Sunday 14th – Fowlers Bay to Streaky Bay

We had a later start this morning, due to a 6:30 sleep in (Sunday!) and Bill having to do the essential maintenance on WAIT AND SEE – grease, checking oils and water etc –that he couldn’t do yesterday when we arrived at Fowlers Bay. The talk along the Eyre Highway today has been about the gale yesterday – ours was a sand storm at Fowlers Bay and from Nullarbor to Burra there were huge dust storms. At the Fruit Fly Quarantine Station at Ceduna, officer Geoff warned us of 40knot winds forecast for this evening. The winds were 90km per hour at Ceduna. Streaky Bay is a little protected from the westerlies, so we’ll see what it’s like later today.

This morning was casually busy in our cabin at Fowlers Bay. Bill was outside working on the Bradfords, I was cooking eggs for breakfast, Ollie was busy with his usual job of getting the thermos flasks filled for the day, and Barry was sleeping. Bill thanked Ollie for the wonderful breakfast and Ollie accepted all accolades – until he was sprung.

Ollie has been in withdrawal today, as the Penong General Store didn’t have any souvenir tea towels. Barry is real pleased about this because he reckons the cubic metre of tea towels Ollie already has is taking up too much room in the back of WAIT. Rosalie is getting desperate because she has used up her memory card on the digital camera, and Barry is making phone calls home because the power is out on the farm and Joanna can’t get the generator started. Robert is mozing along and doesn’t get involved with all this hi-tech stuff. Bill of course by now knows everybody from Esperance to Ceduna and is right at home behind the wheel of SEE. His right waving hand has worn out.

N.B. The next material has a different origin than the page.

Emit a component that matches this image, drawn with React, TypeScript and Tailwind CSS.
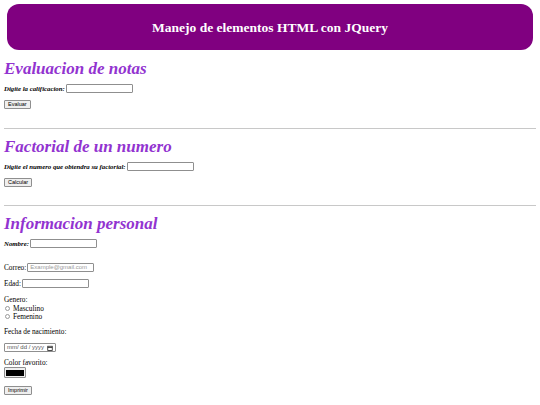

Right now it is mid afternoon and I’m writing this in SEE as we drive down the west coast of the Eyre Peninsula. This is new country for all of us except Barry. We have driven about 70km from the Eyre Highway and are driving over endless long sand dunes. The road is bitumen and in good condition, and because the heavy trucks don’t come down here, it is smooth and even. It is nice not to have to brace ourselves every time a road train passes us. There were many on the Nullarbor moving machinery and equipment up to the mines in WA, and the vortex of wind as they passed us would buffet the Bradfords around a fair bit.

Time: 6pm. We have arrived at Streaky Bay after losing WAIT at the turn off. She had lost oil pressure again and as we came back to check, we were greeted with: “WAIT has failed to proceed.” All three vehicles are losing oil at high speed, and the fellas reckon it’s because the Bradfords are being driven constantly in excess of 45mph. It is thought at 50mph over a distance of 250km, with a tail wind, that at that speed the motor revolutions reduce the vacuum in the crankcase, and cause the oil to be forced out the breather. They have come to the conclusion that Bradfords were not meant to be driven at that pace over that length of time. To back this argument, at 40mph over the same distance, they are using no oil. The real problem arises that at high speed, oil pressure disappears without you knowing it, unless you are looking constantly at the oil pressure gauge. We may need to fit an oil pressure switch connected to an alarm.

And Streaky Bay is magnificent. We are on the water, overlooking the Bay, and all we can hear are the birds.